### TASK DIRECTIONS
Copy out each line of the data that holds the word "full".

==== SOURCE DATA ====

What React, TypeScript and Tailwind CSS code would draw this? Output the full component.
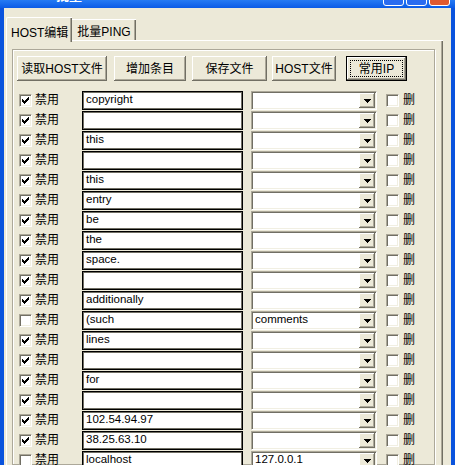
import React from 'react';

const rows = [
  { on: true, host: 'copyright', ip: '' },
  { on: true, host: '', ip: '' },
  { on: true, host: 'this', ip: '' },
  { on: true, host: '', ip: '' },
  { on: true, host: 'this', ip: '' },
  { on: true, host: 'entry', ip: '' },
  { on: true, host: 'be', ip: '' },
  { on: true, host: 'the', ip: '' },
  { on: true, host: 'space.', ip: '' },
  { on: true, host: '', ip: '' },
  { on: true, host: 'additionally', ip: '' },
  { on: false, host: '(such', ip: 'comments' },
  { on: true, host: 'lines', ip: '' },
  { on: true, host: '', ip: '' },
  { on: true, host: 'for', ip: '' },
  { on: true, host: '', ip: '' },
  { on: true, host: '102.54.94.97', ip: '' },
  { on: true, host: '38.25.63.10', ip: '' },
  { on: false, host: 'localhost', ip: '127.0.0.1' },
];

const font = "font-['Liberation_Sans','Noto_Sans_CJK_SC',sans-serif]";

function Check({ on }: { on: boolean }) {
  return (
    <span className="w-[13px] h-[13px] shrink-0 bg-white border border-[#aca899] border-r-white border-b-white shadow-[inset_1px_1px_0_#716f64,inset_-1px_-1px_0_#f1efe2] flex items-center justify-center">
      {on && (
        <svg width="7" height="7" viewBox="0 0 7 7" shapeRendering="crispEdges">
          <path d="M6 0h1v1H6zM5 1h2v1H5zM0 2h1v1H0zM4 2h3v1H4zM0 3h2v1H0zM3 3h3v1H3zM0 4h5v1H0zM1 5h3v1H1zM2 6h1v1H2z" fill="#000" />
        </svg>
      )}
    </span>
  );
}

function Btn({ label, w, focus }: { label: string; w: string; focus?: boolean }) {
  if (focus) {
    return (
      <div className={`${w} h-[25px] shrink-0 border border-black bg-[#ece9d8] shadow-[inset_-1px_-1px_0_#716f64,inset_1px_1px_0_#fff,inset_-2px_-2px_0_#aca899] p-[3px]`}>
        <div className="w-full h-full border border-dotted border-black flex items-center justify-center text-[12px] text-black">{label}</div>
      </div>
    );
  }
  return (
    <div className={`${w} h-[25px] shrink-0 bg-[#ece9d8] shadow-[inset_-1px_-1px_0_#716f64,inset_1px_1px_0_#fff,inset_-2px_-2px_0_#aca899] flex items-center justify-center text-[12px] text-black`}>
      {label}
    </div>
  );
}

function Row({ on, host, ip }: { on: boolean; host: string; ip: string }) {
  return (
    <div className="h-[20px] flex items-center shrink-0">
      <div className="ml-[6px]">
        <Check on={on} />
      </div>
      <span className="w-[50px] pl-[3px] text-[12px] leading-none text-black">禁用</span>
      <div className="w-[161px] h-[19px] shrink-0 bg-white border border-black shadow-[inset_1px_1px_0_#716f64,inset_-1px_-1px_0_#716f64] flex items-center pl-[3px] text-[11.5px] text-black">
        {host}
      </div>
      <div className="ml-[8px] w-[126px] h-[19px] shrink-0 bg-white border border-[#aca899] border-r-white border-b-white shadow-[inset_1px_1px_0_#716f64,inset_-1px_-1px_0_#f1efe2] flex items-center p-[1px]">
        <span className="flex-1 pl-[2px] text-[11.5px] text-black">{ip}</span>
        <div className="w-[16px] h-full bg-[#ece9d8] shadow-[inset_-1px_-1px_0_#716f64,inset_1px_1px_0_#fff,inset_-2px_-2px_0_#aca899] flex items-center justify-center">
          <svg width="7" height="4" viewBox="0 0 7 4" shapeRendering="crispEdges" className="mt-[2px]">
            <path d="M0 0h7v1H0zM1 1h5v1H1zM2 2h3v1H2zM3 3h1v1H3z" fill="#000" />
          </svg>
        </div>
      </div>
      <div className="ml-[9px]">
        <Check on={false} />
      </div>
      <span className="ml-[4px] text-[12px] leading-none text-black">删</span>
    </div>
  );
}

export default function App() {
  return (
    <div className={`w-[455px] h-[465px] overflow-hidden flex flex-col bg-[#0a53dd] ${font}`}>
      {/* title bar, mostly scrolled off the top */}
      <div className="h-[8px] shrink-0 flex items-end overflow-hidden">
        <div className="h-[30px] w-full shrink-0 bg-gradient-to-b from-[#0058ee] via-[#3d95ff] to-[#0a5ae6] flex items-end justify-between">
          <span className="ml-[20px] mb-[6px] text-[13px] leading-[13px] font-bold text-white">HOST批量</span>
          <div className="flex gap-[2px] mr-[5px] mb-[2px]">
            <div className="w-[21px] h-[21px] rounded-[3px] border border-white bg-[#2a6cf0]" />
            <div className="w-[21px] h-[21px] rounded-[3px] border border-white bg-[#2a6cf0]" />
            <div className="w-[21px] h-[21px] rounded-[3px] border border-white bg-[#e0592f]" />
          </div>
        </div>
      </div>

      {/* client */}
      <div className="flex-1 mx-[4px] bg-[#ece9d8] flex flex-col pt-[7px] min-h-0">
        <div className="flex items-end pl-[2px] h-[25px] shrink-0">
          <div className="relative z-10 h-[25px] -mb-[2px] px-[4px] bg-[#ece9d8] border-l border-t border-white rounded-tl-[2px] shadow-[inset_-1px_0_0_#716f64,inset_-2px_0_0_#aca899] flex items-start pt-[6px] text-[12px] text-black">
            HOST编辑
          </div>
          <div className="h-[21px] px-[5px] border-t border-white shadow-[inset_-1px_0_0_#716f64,inset_-2px_0_0_#aca899] flex items-start pt-[3px] text-[12px] text-black">
            批量PING
          </div>
        </div>

        <div className="flex-1 ml-[2px] mr-[8px] border-l border-t border-white shadow-[inset_-1px_0_0_#716f64,inset_-2px_0_0_#aca899] pt-[8px] pl-[5px] pr-[8px] flex flex-col min-h-0">
          <div className="flex-1 border border-[#aca899] shadow-[inset_1px_1px_0_#fff,1px_1px_0_#fff] flex flex-col min-h-0">
            <div className="flex pt-[6px] pl-[4px] shrink-0">
              <Btn label="读取HOST文件" w="w-[90px]" />
              <div className="ml-[7px]"><Btn label="增加条目" w="w-[72px]" /></div>
              <div className="ml-[6px]"><Btn label="保存文件" w="w-[75px]" /></div>
              <div className="ml-[5px]"><Btn label="HOST文件" w="w-[64px]" /></div>
              <div className="ml-[10px]"><Btn label="常用IP" w="w-[61px]" focus /></div>
            </div>
            <div className="flex flex-col pt-[9px]">
              {rows.map((r, i) => (
                <Row key={i} {...r} />
              ))}
            </div>
          </div>
        </div>
      </div>
    </div>
  );
}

====

### WRITTEN RESPONSE
What React, TypeScript and Tailwind CSS code would draw this? Output the full component.
        <div className="w-full h-full border border-dotted border-black flex items-center justify-center text-[12px] text-black">{label}</div>
        <div className="w-[16px] h-full bg-[#ece9d8] shadow-[inset_-1px_-1px_0_#716f64,inset_1px_1px_0_#fff,inset_-2px_-2px_0_#aca899] flex items-center justify-center">
        <div className="h-[30px] w-full shrink-0 bg-gradient-to-b from-[#0058ee] via-[#3d95ff] to-[#0a5ae6] flex items-end justify-between">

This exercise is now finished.